Round-the-Clock Photocatalysts in the Post-Irradiation Dark Period: From Light Charging to “Memory” Dark Discharging Toward Hydrogen Production
The intermittent nature of solar irradiance is a critical constraint for the realization of continuous photocatalytic hydrogen evolution, thus urging the development of more powerful systems persistently active after illumination. This limitation is bypassed in round-the-clock photocatalytic architectures, which incorporate advanced charge storage to de-correlate photon absorption and catalytic turnover time scales. The strategies involve defect-mediated trap states, multi-electron redox processes, radical-dependent stabilization, and an interfacial charge pool in Faradaic junctions to work together, leading to extended hydrogen evolution reaction (HER) in the dark. Long afterglow phosphorescent materials (e.g., Sr2MgSi2O7:Eu2+, Dy3+) incorporated in heterojunction architectures with type II or Z-scheme band alignments can also promote fast charge separation for energy storage and subsequently enable controlled release after light quenching by the phosphorescent emission. Advances in band-structure engineering, plasmonic coupling, and redox-active interfacial design result in systems with extraordinary stability and catalytic activity under natural day–night cycles. These stable photocatalytic systems offer a fundamentally new strategy for efficient and environmentally benign sunlight-driven fuel production, meeting both performance and sustainability challenges to renewable energy technologies.
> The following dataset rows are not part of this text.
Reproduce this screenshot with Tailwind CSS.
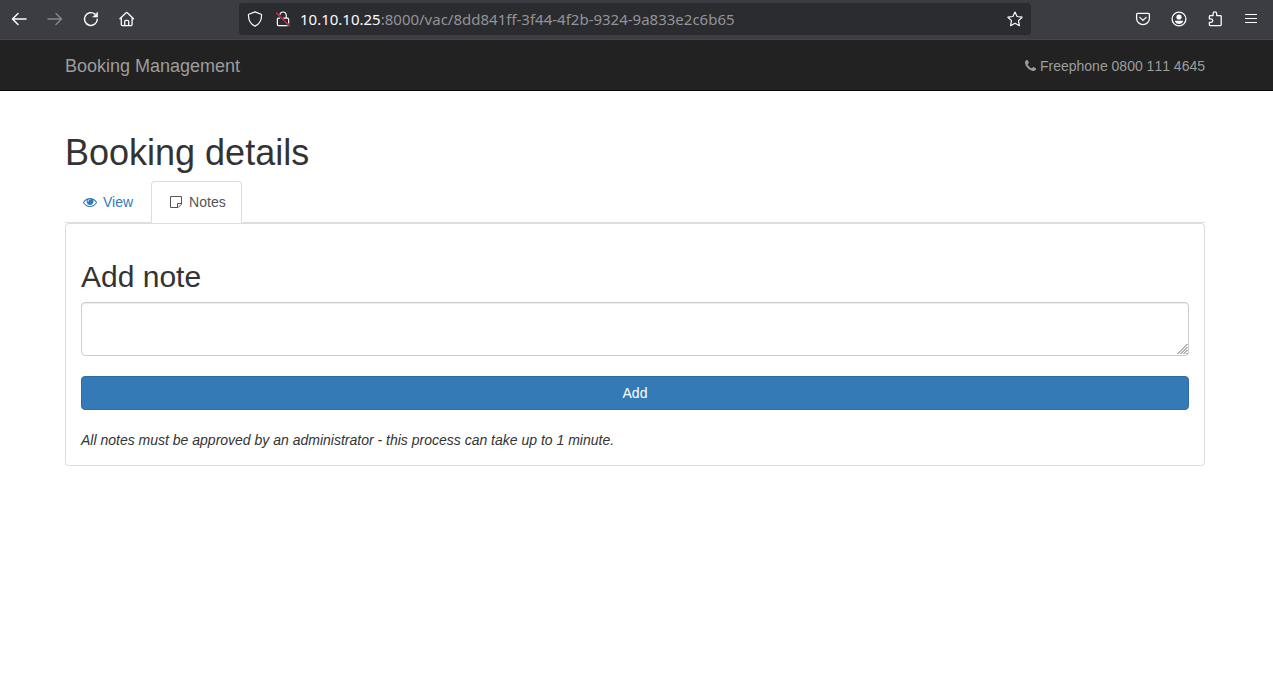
<!DOCTYPE html>
<html lang="en">
<head>
    <meta charset="UTF-8">
    <meta name="viewport" content="width=device-width, initial-scale=1.0">
    <title>Booking Management</title>
    <script src="https://cdn.jsdelivr.net/npm/@tailwindcss/browser@4"></script>
</head>
<body class="bg-white text-[#333333] text-sm leading-5 font-['Liberation_Sans',Arial,sans-serif]">

    <!-- Browser toolbar -->
    <div class="flex items-center h-10 pl-[11px] pr-[14px] pb-px bg-[#3c3d43] border-b border-[#45464c] text-[#fbfbfe]">
        <div class="flex items-center gap-5">
            <button type="button" aria-label="Back">
                <svg class="size-4" viewBox="0 0 16 16" fill="none" stroke="currentColor" stroke-width="1.5" stroke-linecap="round" stroke-linejoin="round"><path d="M15 8H1.8M7 2.5L1.5 8L7 13.5"/></svg>
            </button>
            <button type="button" aria-label="Forward" class="text-[#85868a]" disabled>
                <svg class="size-4" viewBox="0 0 16 16" fill="none" stroke="currentColor" stroke-width="1.5" stroke-linecap="round" stroke-linejoin="round"><path d="M1 8H14.2M9 2.5L14.5 8L9 13.5"/></svg>
            </button>
            <button type="button" aria-label="Reload">
                <svg class="size-4" viewBox="0 0 16 16" fill="none" stroke="currentColor" stroke-width="1.4" stroke-linecap="round"><path d="M14.3 8.3A6.4 6.4 0 1 1 12 3.1"/><path d="M14.6 1.4V6H10z" fill="currentColor" stroke-width=".6" stroke-linejoin="round"/></svg>
            </button>
            <button type="button" aria-label="Home">
                <svg class="size-4" viewBox="0 0 16 16" fill="none" stroke="currentColor" stroke-width="1.3" stroke-linecap="round" stroke-linejoin="round"><path d="M.9 7.8L7.1 1.7Q7.7 1.2 8.3 1.7L14.5 7.8M2.3 6.8V13.6Q2.3 14.6 3.3 14.6H12.1Q13.1 14.6 13.1 13.6V6.8M5.7 14.4V10.5Q5.7 9.3 6.9 9.3H8.5Q9.7 9.3 9.7 10.5V14.4"/></svg>
            </button>
        </div>

        <div class="flex flex-1 items-center h-8 ml-26 mr-26 px-2 rounded bg-[#2b2c30]">
            <svg class="size-4 shrink-0 mr-3" viewBox="0 0 16 16" fill="none" stroke="currentColor" stroke-width="1.2" stroke-linejoin="round"><path d="M8 .9L14.1 3.2Q14.6 3.4 14.6 4C14.6 9 12.7 13 8 15.1C3.3 13 1.4 9 1.4 4Q1.4 3.4 1.9 3.2z"/></svg>
            <svg class="size-4 shrink-0 mr-[9px]" viewBox="0 0 16 16" fill="none" stroke-linecap="round">
                <path d="M4.8 7V4.2A3.2 3.2 0 0 1 11.2 4.2V7M4.8 7.2H3.4Q2.4 7.2 2.4 8.2V13.6Q2.4 14.6 3.4 14.6H12.6Q13.6 14.6 13.6 13.6V8.2Q13.6 7.2 12.6 7.2H8.5" stroke="#fbfbfe" stroke-width="1.2"/>
                <path d="M1.5 2L14.5 15" stroke="#2b2c30" stroke-width="2.4"/>
                <path d="M1.5 2L14.5 15" stroke="#e22850" stroke-width="1.2"/>
            </svg>
            <label for="address" class="font-['Noto_Sans',sans-serif] text-[15px]">10.10.10.25</label>
            <input id="address" type="text" value=":8000/vac/8dd841ff-3f44-4f2b-9324-9a833e2c6b65" class="flex-1 min-w-0 bg-transparent outline-none text-[#939397] font-['Noto_Sans',sans-serif] text-[15px]">
            <button type="button" aria-label="Bookmark this page">
                <svg class="size-4" viewBox="0 0 16 16" fill="none" stroke="currentColor" stroke-width="1.2" stroke-linejoin="round"><path d="M8 1L10.1 5.5L15.1 6.2L11.5 9.6L12.4 14.7L8 12.2L3.6 14.7L4.5 9.6L.9 6.2L5.9 5.5z"/></svg>
            </button>
        </div>

        <div class="flex items-center gap-5">
            <button type="button" aria-label="Save to Pocket">
                <svg class="size-4" viewBox="0 0 16 16" fill="none" stroke="currentColor" stroke-width="1.3" stroke-linecap="round" stroke-linejoin="round"><path d="M2.6 2.4H13.4Q14.4 2.4 14.4 3.4V7.4A6.4 6.2 0 0 1 1.6 7.4V3.4Q1.6 2.4 2.6 2.4zM4.9 6.4L8 9.4L11.1 6.4"/></svg>
            </button>
            <button type="button" aria-label="Account">
                <svg class="size-4" viewBox="0 0 16 16" fill="currentColor"><circle cx="8" cy="8" r="6.9" fill="none" stroke="currentColor" stroke-width="1.3"/><circle cx="8" cy="6" r="2.6"/><path d="M4.4 9.7H11.6Q12.2 9.7 12 10.4Q10.8 12.9 8 12.9T4 10.4Q3.8 9.7 4.4 9.7z"/></svg>
            </button>
            <button type="button" aria-label="Extensions">
                <svg class="size-4" viewBox="0 0 16 16" fill="none" stroke="currentColor" stroke-width="1.3" stroke-linejoin="round"><path d="M6.1 4.6V2.7A1.8 1.8 0 0 1 9.7 2.7V4.6H13.4Q14.2 4.6 14.2 5.4V13.8Q14.2 14.6 13.4 14.6H3.2Q2.4 14.6 2.4 13.8V11.3H4A1.7 1.7 0 0 0 4 7.9H2.4V5.4Q2.4 4.6 3.2 4.6z"/></svg>
            </button>
            <button type="button" aria-label="Open menu">
                <svg class="size-4" viewBox="0 0 16 16" fill="none" stroke="currentColor" stroke-width="1.2" stroke-linecap="round"><path d="M2.5 3.5H13.5M2.5 7.5H13.5M2.5 11.5H13.5"/></svg>
            </button>
        </div>
    </div>

    <nav class="bg-[#222222] border-b border-[#080808] pl-[15px] pr-[18px] text-[#9d9d9d]">
        <div class="flex items-center justify-between h-[50px] pt-0.5 max-w-[1140px] mx-auto">
            <a href="#" class="text-lg leading-5">Booking Management</a>
            <p class="flex items-center gap-1 [font-kerning:none]">
                <svg class="w-[11px] h-[14px]" viewBox="192 0 1408 1792" fill="currentColor"><path d="M1600 1240q0 27-10 70.5t-21 68.5q-21 50-122 106-94 51-186 51-27 0-53-3.5t-57.5-12.5-47-14.5-55.5-20.5-49-18q-98-35-175-83-127-79-264-216t-216-264q-48-77-83-175-3-9-18-49t-20.5-55.5-14.5-47-12.5-57.5-3.5-53q0-92 51-186 56-101 106-122 25-11 68.5-21t70.5-10q14 0 21 3 18 6 53 76 11 19 30 54t35 63.5 31 53.5q3 4 17.5 25t21.5 35.5 7 28.5q0 20-28.5 50t-62 55-62 53-28.5 46q0 9 5 22.5t8.5 20.5 14 24 11.5 19q76 137 174 235t235 174q2 1 19 11.5t24 14 20.5 8.5 22.5 5q18 0 46-28.5t53-62 55-62 50-28.5q14 0 28.5 7t35.5 21.5 25 17.5q25 15 53.5 31t63.5 35 54 30q70 35 76 53 3 7 3 21z"/></svg>
                Freephone 0800 111 4645
            </p>
        </div>
    </nav>

    <main class="pl-[15px] pr-[18px] pt-[42px]">
        <div class="max-w-[1140px] mx-auto">
            <h1 class="text-4xl leading-10 font-medium mb-2">Booking details</h1>

            <ul class="flex gap-0.5 border-b border-[#dddddd]">
                <li>
                    <a href="#" class="flex items-center gap-1 -mb-px px-[15px] py-2.5 border border-transparent text-[#337ab7]">
                        <svg class="w-[18px] h-[14px]" viewBox="0 0 1792 1792" fill="currentColor"><path d="M1664 960q-152-236-381-353 61 104 61 225 0 185-131.5 316.5t-316.5 131.5-316.5-131.5-131.5-316.5q0-121 61-225-229 117-381 353 133 205 333.5 326.5t434.5 121.5 434.5-121.5 333.5-326.5zm-720-384q0-20-14-34t-34-14q-125 0-214.5 89.5t-89.5 214.5q0 20 14 34t34 14 34-14 14-34q0-86 61-147t147-61q20 0 34-14t14-34zm848 384q0 34-20 69-140 230-376.5 368.5t-499.5 138.5-499.5-139-376.5-368q-20-35-20-69t20-69q140-229 376.5-368t499.5-139 499.5 139 376.5 368q20 35 20 69z"/></svg>
                        View
                    </a>
                </li>
                <li>
                    <a href="#" class="flex items-center gap-1 -mb-px px-[15px] py-2.5 border border-[#dddddd] border-b-white rounded-t bg-white text-[#555555]">
                        <svg class="w-[18px] h-[14px]" viewBox="0 0 14 14" fill="none" stroke="currentColor" stroke-linejoin="round"><path d="M1.5 1.5H12.5V9.2L9.2 12.5H1.5zM12.5 8.5H8.5V12.5"/></svg>
                        Notes
                    </a>
                </li>
            </ul>

            <div class="p-[15px] border border-[#dddddd] rounded shadow-[0_1px_1px_rgba(0,0,0,0.05)]">
                <form>
                    <h2 class="pt-[21px] mb-2 text-3xl leading-[34px] font-medium"><label for="note">Add note</label></h2>
                    <div class="relative">
                        <textarea id="note" class="block w-full h-[54px] px-3 py-1.5 border border-[#cccccc] rounded resize-none shadow-[inset_0_1px_1px_rgba(0,0,0,0.075)] outline-none"></textarea>
                        <svg class="absolute right-px bottom-0.5 w-[11px] h-[10px] pointer-events-none" viewBox="0 0 11 10" fill="none" stroke="#666666"><path d="M.5 10L10.5 0M3.5 10L10.5 3M6.5 10L10.5 6M9.5 10L10.5 9"/></svg>
                    </div>
                    <button type="button" class="block w-full h-[34px] mt-5 mb-5 border border-[#2e6da4] rounded bg-[#337ab7] text-white">Add</button>
                </form>
                <p class="italic">All notes must be approved by an administrator - this process can take up to 1 minute.</p>
            </div>
        </div>
    </main>
</body>
</html>
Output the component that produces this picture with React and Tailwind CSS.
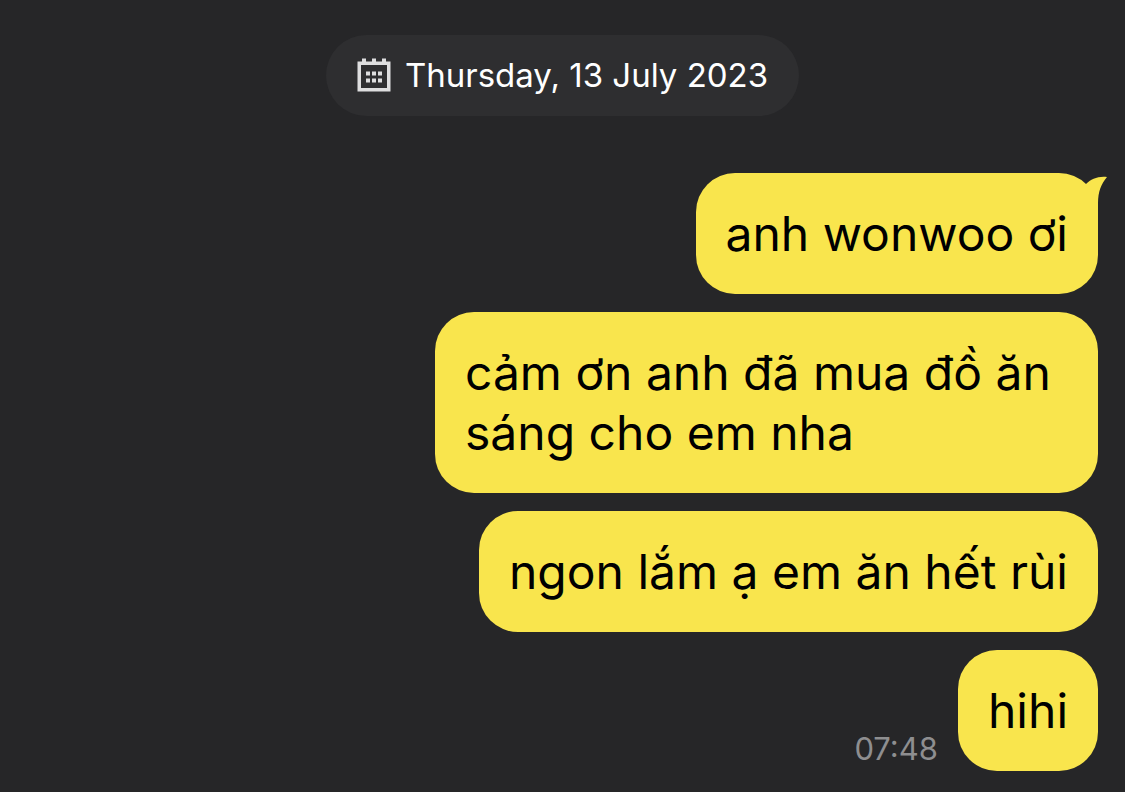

This work presents an emerging strategy for round-the-clock hydrogen evolution by integrating long afterglow phosphorescent materials into heterojunction photocatalysts. The system enables sustained HER even in darkness by utilizing defect engineering, Faradaic charge storage, and phosphorescence-driven delayed charge release. This approach offers a breakthrough in decoupling light absorption from catalytic activity, addressing solar intermittency, and paving the way for stable, efficient, and sustainable solar-to-hydrogen energy conversion.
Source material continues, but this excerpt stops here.